NOTES ON TELESCOPES AND THEIR ACCESSORIES.
Choice of Telescopes.—Refractors and Reflectors.—Observer’s Aims.—Testing Telescopes.—Mounting.—Eyepieces.—Requisite Powers.—Overstating Powers.—Method of finding the Power.—Field of Eyepiece.—Limited Means no obstacle.—Observing-Seats.-Advantage of Equatoreals.—Test-Objects.—Cheapness and increasing number of Telescopes.—Utility of Stops.—Cleaning Lenses.—Opera-Glasses.—Dewing of Mirrors.—Celestial Globe.—Observatories.

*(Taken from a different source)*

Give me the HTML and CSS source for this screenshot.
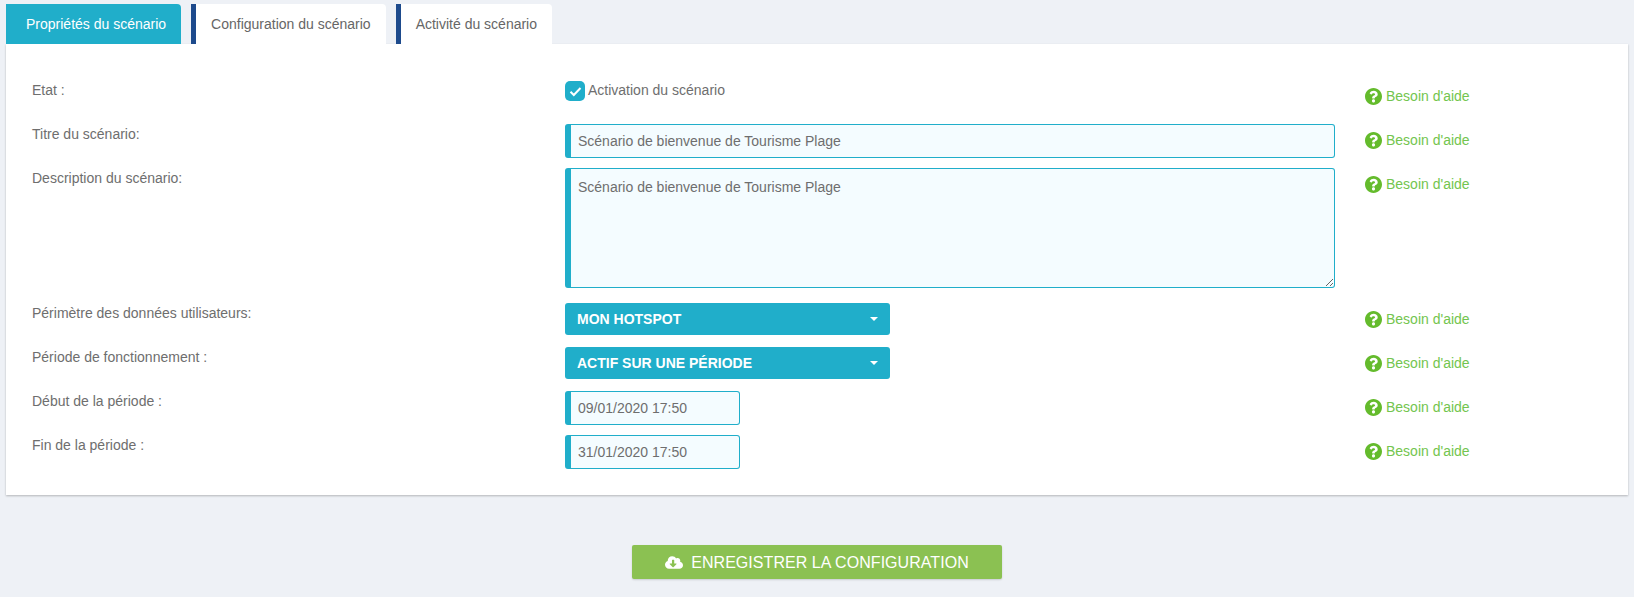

Choice of Telescopes.—The subject of the choice of telescopes has exercised every astronomer more or less, and the question as to the best form of instrument is one which has occasioned endless controversy. The decision is an important one to amateurs, who at the outset of their observing careers require the most efficient instruments obtainable at reasonable cost. It is useless applying to scientific friends who, influenced by different tastes, will give an amount of contradictory advice that will be very perplexing. Some invariably recommend a small refractor and unjustly disparage reflectors, as not only unfitted for very delicate work, but as constantly needing re-adjustment and resilvering6.
Others will advise a moderate-sized reflector as affording wonderfully fine views of the Moon and planets. The question of cost is greatly in favour of the latter construction, and, all things considered, it may claim an unquestionable advantage. A man who has decided to spend a small sum for the purpose not merely of gratifying his curiosity but of doing really serviceable work, must adopt the reflector, because refractors of, say, 5 inches and upwards are far too costly, and become enormously expensive as the diameter increases. This is not the case with reflectors; they come within the reach of all, and may indeed be constructed by the observer himself with a little patience and ingenuity.
Refractors and Reflectors.—The relative merits of refractors and reflectors7 have been so frequently compared and discussed that we have no desire to re-open the question here. These comparisons have been rarely free from bias, or sufficiently complete to afford really conclusive evidence either way.